I received a rocking chair while I was pregnant with Ty at one of his baby showers. I guess you would call it glider, not a rocking chair, but regardless. I was rocking Bee tonight and she was fighting sleep like usual. I rocked her for a good 30 minutes which almost made me fall asleep. As I sat there rocking her I thought about that chair. I started to think about it because as I was rocking her and getting sleepy I thought they should make automatic rockers for adults. I always find it so soothing and I wish sometimes they'd have automatic ones for me. It led me to think about how many times I have rocked in that chair to put myself to sleep.
The first few weeks after Ty died I was often up in the middle of the night, teddy bear in my aching empty arms, rocking away. Rocking away my sorrows, back and forth, back and forth. I rocked until I couldn't keep my eyes open, I even fell asleep in that chair once after rocking for hours. I use to rock for hours because my heart was so hurt and my mind could only wander. I couldn't sleep. My sweet little boy was dead. He was gone, he'd never fill our home with laughter and tears. Instead, I filled our house with tears.
That rocking chair held me sobbing for so many nights. We then became pregnant with Jacob and for the first 18 weeks I would dare not sit in that chair. When we found out about Jacobs diagnosis it became our spot. I use to rock for hours singing "you are my sunshine" to him and rubbing my belly. It was our spot. It was my solitude. It yet again, rocked me to sleep many nights. It held my empty aching arms and sobbing tears.

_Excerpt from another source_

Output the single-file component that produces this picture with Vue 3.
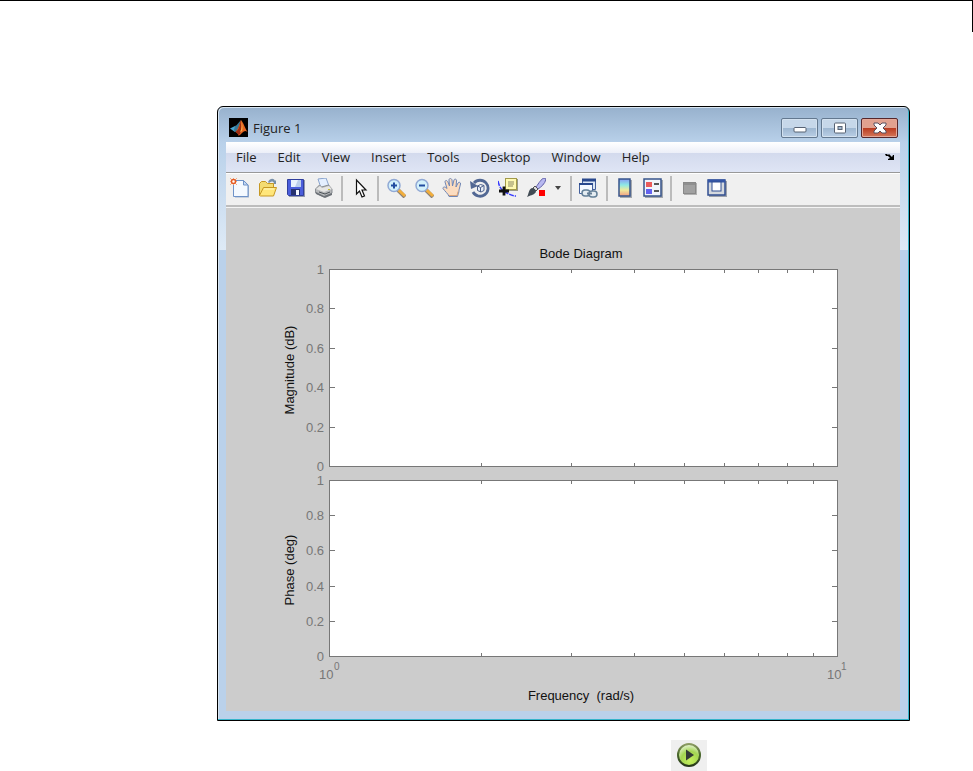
<script setup>
const menus = ['File', 'Edit', 'View', 'Insert', 'Tools', 'Desktop', 'Window', 'Help']

const left = 103
const right = 611
const axes = [
  { label: 'Magnitude (dB)', top: 62, bottom: 259, labelY: 163 },
  { label: 'Phase (deg)', top: 273, bottom: 449, labelY: 363 },
]
const decades = [2, 3, 4, 5, 6, 7, 8, 9].map((k) => Math.floor(left + (right - left) * Math.log10(k)))

function yTicks(axis) {
  return [0, 0.2, 0.4, 0.6, 0.8, 1].map((value) => ({
    value,
    y: Math.round(axis.bottom - (axis.bottom - axis.top) * value),
  }))
}

function tickPath(axis) {
  const inner = yTicks(axis).slice(1, -1)
  const horizontal = inner.map((t) => `M${left} ${t.y + 0.5}h6M${right + 1} ${t.y + 0.5}h-6`).join('')
  const vertical = decades.map((x) => `M${x + 0.5} ${axis.top}v4M${x + 0.5} ${axis.bottom + 1}v-4`).join('')
  return horizontal + vertical
}
</script>

<template>
  <div class="page">
    <div class="rule"></div>
    <main class="content">
      <section class="window" aria-label="Figure 1">
        <header class="titlebar">
          <svg class="logo" viewBox="0 0 19 19" aria-hidden="true">
            <rect width="19" height="19" fill="#000" />
            <path d="M1 10.500l5-2.500 3 3-3 3z" fill="#48a6d2" />
            <path d="M6 8c2-.5 4-4 6-6l-3 9-3 3-1-2z" fill="#3a7896" />
            <path d="M12 2c2 2 4 8 6.500 12-2-1.500-3.500-1-5 .5-1.500 1.500-2.500 3-4 3-.5-2-1.500-3-3-3.500C9 12 10.500 6 12 2z" fill="#e56520" />
            <path d="M12 2c-1 5-2 10-5.500 12 1.500.5 2.500 1.500 3 3.500 3-2 3-9 2.500-15.500z" fill="#9e2c13" />
            <path d="M12 3c1 3 1 8-1 11l2-1c1-3 .5-7-1-10z" fill="#f9b24b" />
          </svg>
          <h1 class="title">Figure 1</h1>
          <div class="controls">
            <button type="button" class="control" aria-label="Minimize">
              <svg viewBox="0 0 14 12"><rect x="1" y="5.500" width="12" height="4.500" rx="1" fill="#fff" stroke="#576273" /></svg>
            </button>
            <button type="button" class="control" aria-label="Maximize">
              <svg viewBox="0 0 14 12"><rect x="1.500" y="1" width="11" height="10" rx="1" fill="#fff" stroke="#576273" /><rect x="5" y="4.500" width="4" height="3" fill="#a3b9d2" stroke="#576273" /></svg>
            </button>
            <button type="button" class="control close" aria-label="Close">
              <svg viewBox="0 0 14 12"><path d="M1 1h4l2 2 2-2h4v2L10 6l3 3v2H9L7 9l-2 2H1V9l3-3-3-3z" fill="#fff" stroke="#58505e" stroke-linejoin="round" /></svg>
            </button>
          </div>
        </header>

        <nav class="menubar">
          <button v-for="menu in menus" :key="menu" type="button" class="menu">{{ menu }}</button>
          <button type="button" class="dock" aria-label="Dock figure">
            <svg viewBox="0 0 10 8"><path d="M0 1h2l1 1 1-1 3 3 1-2h1v5H3V6l2-1-2-2H1z" fill="#000" /></svg>
          </button>
        </nav>

        <div class="toolbar" role="toolbar">
          <button type="button" class="tool" aria-label="New figure">
            <svg viewBox="0 0 20 20">
              <path d="M5 3.500h10l4 4v12H5z" fill="#9fb1cc" />
              <path d="M3.500 2.500h10l4.500 4.500v11.500H3.500z" fill="#f4f9ff" stroke="#6e92c8" />
              <path d="M13.500 2.500V7H18z" fill="#c5d9f4" stroke="#6e92c8" />
              <path d="M0 0l7 7M7 0L0 7M3.500 0v7M0 3.500h7" stroke="#efad8a" />
              <circle cx="3.500" cy="3.500" r="2" fill="#fff" stroke="#e65c25" stroke-width="1.500" />
            </svg>
          </button>
          <button type="button" class="tool" aria-label="Open file">
            <svg viewBox="0 0 20 20">
              <path d="M10 4c2-4 6-4 7-1l1-1v4h-4l2-1c-1-2-3-2-5 0z" fill="#7890aa" />
              <path d="M1.500 17.500v-12l2-2h4l2 2h6v4" fill="#f4dc72" stroke="#c69823" />
              <path d="M1.500 17.500l4-8h13l-3 8.500h-13z" fill="#ffe67a" stroke="#c69823" />
              <path d="M6 11h10" stroke="#fff8bf" />
            </svg>
          </button>
          <button type="button" class="tool" aria-label="Save figure">
            <svg viewBox="0 0 20 20">
              <path d="M2 2h17v17H3z" fill="#9299ac" />
              <path d="M1.500 1.500h16v16h-15l-1-1z" fill="#4b5edb" stroke="#303e9c" />
              <rect x="5" y="2" width="10" height="7" fill="#e9f1fd" />
              <path d="M12 2h3v7h-6z" fill="#bbcdec" />
              <rect x="5" y="11" width="9" height="6" fill="#26316f" />
              <rect x="10" y="12" width="3" height="5" fill="#f4f7ff" />
            </svg>
          </button>
          <button type="button" class="tool" aria-label="Print figure">
            <svg viewBox="0 0 20 20">
              <path d="M4 1l8-1 3 8-8 2z" fill="#e4efff" stroke="#8aa4cc" />
              <path d="M1.500 11l4-4 2 2 7-2 3.500 4v4l-8 4-8.500-4z" fill="#b6b8ba" stroke="#8b8f94" />
              <path d="M2 11l8 3 8-3-3-3-7 2-2-2z" fill="#e6e6e4" />
              <path d="M2 14l8 4 8-3v2l-7 3-9-4z" fill="#6c7177" />
              <path d="M5 14l6 2 5-2" fill="none" stroke="#4b5157" />
              <rect x="14" y="11" width="2" height="1" fill="#c7bf3a" />
            </svg>
          </button>
          <span class="separator"></span>
          <button type="button" class="tool" aria-label="Edit plot">
            <svg viewBox="0 0 20 20"><path d="M6.500 2v14l3-3 2.500 6 2.500-1-2.500-6h4z" fill="#fff" stroke="#111" stroke-width="1.200" /></svg>
          </button>
          <span class="separator"></span>
          <button type="button" class="tool" aria-label="Zoom in">
            <svg viewBox="0 0 20 20">
              <path d="M12 12l7 7" stroke="#8a8178" stroke-width="4" />
              <path d="M12 11.500l7 6.500" stroke="#f2ae3d" stroke-width="3" />
              <circle cx="8" cy="7.500" r="6" fill="#d3f1fb" stroke="#91a9d5" stroke-width="1.500" />
              <path d="M5 7.500h6M8 4.500v6" stroke="#214da0" stroke-width="2" />
            </svg>
          </button>
          <button type="button" class="tool" aria-label="Zoom out">
            <svg viewBox="0 0 20 20">
              <path d="M12 12l7 7" stroke="#8a8178" stroke-width="4" />
              <path d="M12 11.500l7 6.500" stroke="#f2ae3d" stroke-width="3" />
              <circle cx="8" cy="7.500" r="6" fill="#d3f1fb" stroke="#91a9d5" stroke-width="1.500" />
              <path d="M5 7.500h6" stroke="#214da0" stroke-width="2" />
            </svg>
          </button>
          <button type="button" class="tool" aria-label="Pan">
            <svg viewBox="0 0 20 20">
              <path d="M7 18.500c-1-3-4-5-6-8 0-2 2-2 4 0L3 4c0-2 2-2 3 0l1.500 4L7 2c0-2 2.500-2 3 0l.5 6L12 2c.5-1.500 3-1 2.500 1L14 9l2-4c1-1.500 3-.5 2.500 1L17 12c0 3-1 4-1.500 6.500z" fill="#fbdcc0" stroke="#6f86b5" />
              <path d="M7 17.500h8l1-4" fill="none" stroke="#dba67c" />
            </svg>
          </button>
          <button type="button" class="tool" aria-label="Rotate 3D">
            <svg viewBox="0 0 20 20">
              <path d="M4 5a8 8 0 1 1-1 9" fill="none" stroke="#526894" stroke-width="2.800" />
              <path d="M0 3l1 8 7-3z" fill="#526894" />
              <path d="M7.500 8l3-1.500 3.500 1v5L11 14l-3.500-1.500zM7.500 8l3 1.500 3.500-2M10.500 9.500V14" fill="#e6edf7" stroke="#4d618c" />
            </svg>
          </button>
          <button type="button" class="tool" aria-label="Data cursor">
            <svg viewBox="0 0 20 20">
              <path d="M0 3c1 5 3 9 7 11s7 4 11 4" fill="none" stroke="#3439ff" stroke-width="1.500" stroke-dasharray="5 1" />
              <rect x="8" y="1" width="12" height="12" fill="#999a87" />
              <rect x="7.500" y=".5" width="11" height="11" fill="#fffab3" stroke="#a39a49" />
              <path d="M10 4h6M10 6h6M10 8h5" stroke="#8c8864" />
              <path d="M1 13h10M6 8.500v9" stroke="#111" stroke-width="2.800" />
            </svg>
          </button>
          <button type="button" class="tool" aria-label="Brush">
            <svg viewBox="0 0 20 20">
              <path d="M18 0l2 1c-1 5-5 8-8 10l-2-2c3-4 5-8 8-9z" fill="#b7b8f0" stroke="#6261aa" />
              <path d="M9 8l3 3-2 2-3-3z" fill="#ddd" stroke="#555" />
              <path d="M6 10c2 0 4 2 4 4-3 4-6 3-9 5 2-3 1-7 5-9z" fill="#414b54" />
              <rect x="13" y="12" width="6" height="6" fill="#f00" />
            </svg>
          </button>
          <button type="button" class="tool drop" aria-label="Brush options">
            <svg viewBox="0 0 16 20"><path d="M4 8h6l-3 4z" fill="#444" /></svg>
          </button>
          <span class="separator"></span>
          <button type="button" class="tool" aria-label="Link plot">
            <svg viewBox="0 0 20 20">
              <path d="M3.500 1.500h13v10h-13z" fill="#dbe6f5" stroke="#435f9c" />
              <path d="M3 2h14" stroke="#29488d" stroke-width="3" />
              <path d="M.5 5.500h13v10H.5z" fill="#f5f9ff" stroke="#435f9c" />
              <path d="M0 6h14" stroke="#29488d" stroke-width="2" />
              <rect x="3" y="12" width="8" height="6" rx="3" fill="#e5edf2" stroke="#637f97" stroke-width="1.500" />
              <rect x="10" y="13" width="8" height="6" rx="3" fill="#e5edf2" stroke="#637f97" stroke-width="1.500" />
              <path d="M8 15.500h5" stroke="#647d94" stroke-width="2" />
            </svg>
          </button>
          <span class="separator"></span>
          <button type="button" class="tool" aria-label="Insert colorbar">
            <svg viewBox="0 0 20 20">
              <defs>
                <linearGradient id="spectrum" x1="0" y1="0" x2="0" y2="1">
                  <stop offset="0" stop-color="#879af3" />
                  <stop offset=".35" stop-color="#8de9e5" />
                  <stop offset=".65" stop-color="#efea9d" />
                  <stop offset="1" stop-color="#f29d82" />
                </linearGradient>
              </defs>
              <rect x="5" y="2" width="12" height="18" fill="#a4a8ae" />
              <rect x="4" y="1" width="11" height="17" fill="url(#spectrum)" stroke="#37548b" stroke-width="1.500" />
            </svg>
          </button>
          <button type="button" class="tool" aria-label="Insert legend">
            <svg viewBox="0 0 20 20">
              <rect x="2" y="2" width="18" height="18" fill="#a4a8ae" />
              <rect x="1" y="1" width="17" height="17" fill="#f0f4fc" stroke="#37548b" stroke-width="1.500" />
              <rect x="3" y="4" width="6" height="5" fill="#ea5c5c" />
              <rect x="3" y="11" width="6" height="5" fill="#6362ef" />
              <path d="M11 6h5M11 13h5" stroke="#222" stroke-width="1.500" />
            </svg>
          </button>
          <span class="separator"></span>
          <button type="button" class="tool" aria-label="Hide plot tools">
            <svg viewBox="0 0 20 20">
              <rect x="5" y="5" width="13" height="12" fill="#b2b2b2" />
              <rect x="4.500" y="4.500" width="12" height="11" fill="#a1a1a1" stroke="#898989" />
              <path d="M5 6h11" stroke="#8f8f8f" stroke-width="2" />
            </svg>
          </button>
          <button type="button" class="tool" aria-label="Show plot tools and dock figure">
            <svg viewBox="0 0 20 20">
              <rect x="2" y="3" width="18" height="16" fill="#9ca1aa" />
              <rect x="1" y="2" width="17" height="15" fill="#d5d9de" stroke="#314e91" stroke-width="1.500" />
              <path d="M1 3h17" stroke="#3556a6" stroke-width="3" />
              <rect x="5" y="4" width="9" height="9" fill="#fff" stroke="#314e91" />
            </svg>
          </button>
        </div>

        <svg class="figure" viewBox="0 0 674 504" role="img" aria-label="Bode Diagram">
          <text x="355" y="51" text-anchor="middle" class="caption">Bode Diagram</text>
          <g v-for="axis in axes" :key="axis.label">
            <rect :x="left + 0.5" :y="axis.top + 0.5" :width="right - left" :height="axis.bottom - axis.top" class="box" />
            <path :d="tickPath(axis)" class="ticks" />
            <text v-for="tick in yTicks(axis)" :key="tick.value" x="98" :y="tick.y + 5" text-anchor="end" class="value">{{ tick.value }}</text>
            <text :transform="`translate(68 ${axis.labelY}) rotate(-90)`" text-anchor="middle" class="caption">{{ axis.label }}</text>
          </g>
          <text x="93" y="472" class="value">10</text>
          <text x="108" y="463" class="exponent">0</text>
          <text x="601" y="472" class="value">10</text>
          <text x="615" y="463" class="exponent">1</text>
          <text x="355" y="493" text-anchor="middle" class="caption">Frequency&nbsp; (rad/s)</text>
        </svg>
      </section>

      <button type="button" class="run" aria-label="Run">
        <svg viewBox="0 0 26 26">
          <defs>
            <radialGradient id="glow" cx=".55" cy=".75" r=".75">
              <stop offset="0" stop-color="#c6f25c" />
              <stop offset=".55" stop-color="#a3d552" />
              <stop offset="1" stop-color="#e9f5da" />
            </radialGradient>
            <linearGradient id="rim" x1="0" y1="0" x2="0" y2="1">
              <stop offset="0" stop-color="#8b9b62" />
              <stop offset=".5" stop-color="#47652a" />
              <stop offset="1" stop-color="#273818" />
            </linearGradient>
          </defs>
          <circle cx="13" cy="13" r="11" fill="url(#glow)" stroke="url(#rim)" stroke-width="2" />
          <path d="M10 7.500l8 5.500-8 5.500z" fill="#333b35" />
        </svg>
      </button>
    </main>
  </div>
</template>

<style>
body {
  margin: 0;
  background: #fff;
}
</style>

<style scoped>
.page {
  font-family: "Open Sans", "Noto Sans", sans-serif;
}

.rule {
  box-sizing: border-box;
  height: 32px;
  border-top: 1px solid #000;
  border-right: 1px solid #000;
}

.content {
  display: flex;
  flex-direction: column;
  gap: 19px;
  padding: 74px 63px 0 217px;
}

.window {
  box-sizing: border-box;
  padding: 0 9px 9px 8px;
  border: 1px solid #000;
  border-radius: 6px 6px 0 0;
  background: linear-gradient(#97b1cd 0, #b9d1ea 36px, #deeaf6 143px, #bad1ea 143px);
  box-shadow: inset -1px -1px #35b4ca, inset 1px 1px #d8e5f1;
}

.titlebar {
  display: flex;
  align-items: center;
  gap: 5px;
  height: 35px;
  padding: 6px 2px 0 3px;
  box-sizing: border-box;
}

.logo {
  width: 19px;
  height: 19px;
}

.title {
  margin: 0;
  font-size: 13px;
  font-weight: 400;
  line-height: 20px;
  color: #222;
}

.controls {
  display: flex;
  gap: 3px;
  margin-left: auto;
}

.control {
  display: grid;
  place-items: center;
  box-sizing: border-box;
  width: 37px;
  height: 20px;
  padding: 0;
  border: 1px solid #63788f;
  border-radius: 2px;
  background: linear-gradient(#c6d7e9 50%, #9db6d0 50%, #b9cee5);
  box-shadow: inset 0 0 0 1px #d3e1ef;
}

.control svg {
  width: 14px;
  height: 12px;
}

.close {
  border-color: #56272b;
  background: linear-gradient(#e1a18f 50%, #b93a1f 50%, #d5785b);
  box-shadow: inset 0 0 0 1px #e4a899;
}

.menubar {
  display: flex;
  align-items: center;
  gap: 21px;
  box-sizing: border-box;
  height: 31px;
  padding: 0 5px 0 10px;
  border-bottom: 1px solid #999;
  background: linear-gradient(#fff 0, #eceff8 11px, #d3daed 11px, #dfe5f5 100%);
}

.menu {
  padding: 0;
  border: 0;
  background: none;
  font-family: inherit;
  font-size: 13px;
  line-height: 20px;
  color: #222;
}

.dock {
  display: flex;
  margin-left: auto;
  padding: 0;
  border: 0;
  background: none;
}

.dock svg {
  width: 10px;
  height: 8px;
}

.toolbar {
  display: flex;
  align-items: center;
  box-sizing: border-box;
  height: 34px;
  padding-bottom: 3px;
  border-top: 1px solid #fff;
  border-bottom: 2px solid #bdbdbd;
  background: #f0f0f0;
}

.tool {
  display: flex;
  justify-content: center;
  width: 28px;
  padding: 0;
  border: 0;
  background: none;
}

.tool svg {
  width: 20px;
  height: 20px;
}

.drop {
  width: 17px;
}

.drop svg {
  width: 16px;
}

.separator {
  width: 2px;
  height: 25px;
  margin: 0 3px;
  background: #bbb;
}

.figure {
  display: block;
  width: 100%;
  box-sizing: border-box;
  background: #ccc;
  box-shadow: inset 0 1px #f4f4f4;
  font-family: "Liberation Sans", Arial, sans-serif;
}

.box {
  fill: #fff;
  stroke: #777;
}

.ticks {
  fill: none;
  stroke: #777;
}

.caption {
  font-size: 13px;
  fill: #111;
}

.value {
  font-size: 13px;
  fill: #777;
}

.exponent {
  font-size: 10px;
  fill: #777;
}

.run {
  display: flex;
  justify-content: center;
  width: 36px;
  height: 31px;
  margin-left: 454px;
  padding: 2px 0 0;
  border: 0;
  background: #efefef;
}

.run svg {
  width: 26px;
  height: 26px;
}
</style>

Jacob was born and he died and once again, many nights I was up rocking in that chair. Absolutely heartbroken and devastated that this chair had been bought for me to sit in while holding my living child and rather here I was for the second time with it holding me, sobbing and mind wandering. Still childless.
We then became pregnant with Bee and I couldn't stand to look at that chair but because we are poor, we could not replace it (I don't know if you know this but gliders are not cheap). So I decided to re-do it. I added more padding and changed it to yellow fabric (to match Bees room). About half way through my pregnancy I felt comfortable sitting in it. This time, I sat and prayed my heart out. I sobbed my heart out, I pleaded with God to let Bee live. I prayed to not need this chair to rock me to sleep anymore. I prayed that instead I would be rocking my living child to sleep. I prayed I would be sitting in that chair nursing my wee one. I cried and cried thinking about this chair and all it has been through.
3 years after I received this chair it is finally servings its intended purpose. It shows its wear, just like my heart. Worn and squeaky from so much heartache and use.
As I sat there rocking Bee tonight I got emotional. 11 months ago we moved into this new house, Bee had her own room and it's where the chair was placed. I sat in that chair for the last month of my pregnancy with her (before I was admitted to the hospital) and continued to plead and pray to God to not let her die. To let her live and come home healthy with us. I can remember sitting there holding onto my Bee belly for dear life. Tears streaming down my face and my heart skipping beats. We were so close to meeting her and yet I had so much doubt about what would happen. I swore if she died everything was going, including the chair.
But Bee didn't die and today that chair holds both of us. We have rocked to sleep almost everyday since she has been home. We have nursed and read books in that chair. It has a new purpose now. It creeks and wakes Bee up and I still have an issue looking at it but we're still poor so on I rock. I know one day it will make its way out and will be replaced with a new life. I don't care if that new life is used from someone else, new to us is perfectly fine. But for now, that chair that held me crying for so many nights, now holds me rocking my daughter to sleep and to comfort her. It finally has good memories.
The chair shortly after we got it, all set up to welcome home Ty.
The chair after I re-did it, all set up to welcome home Bee.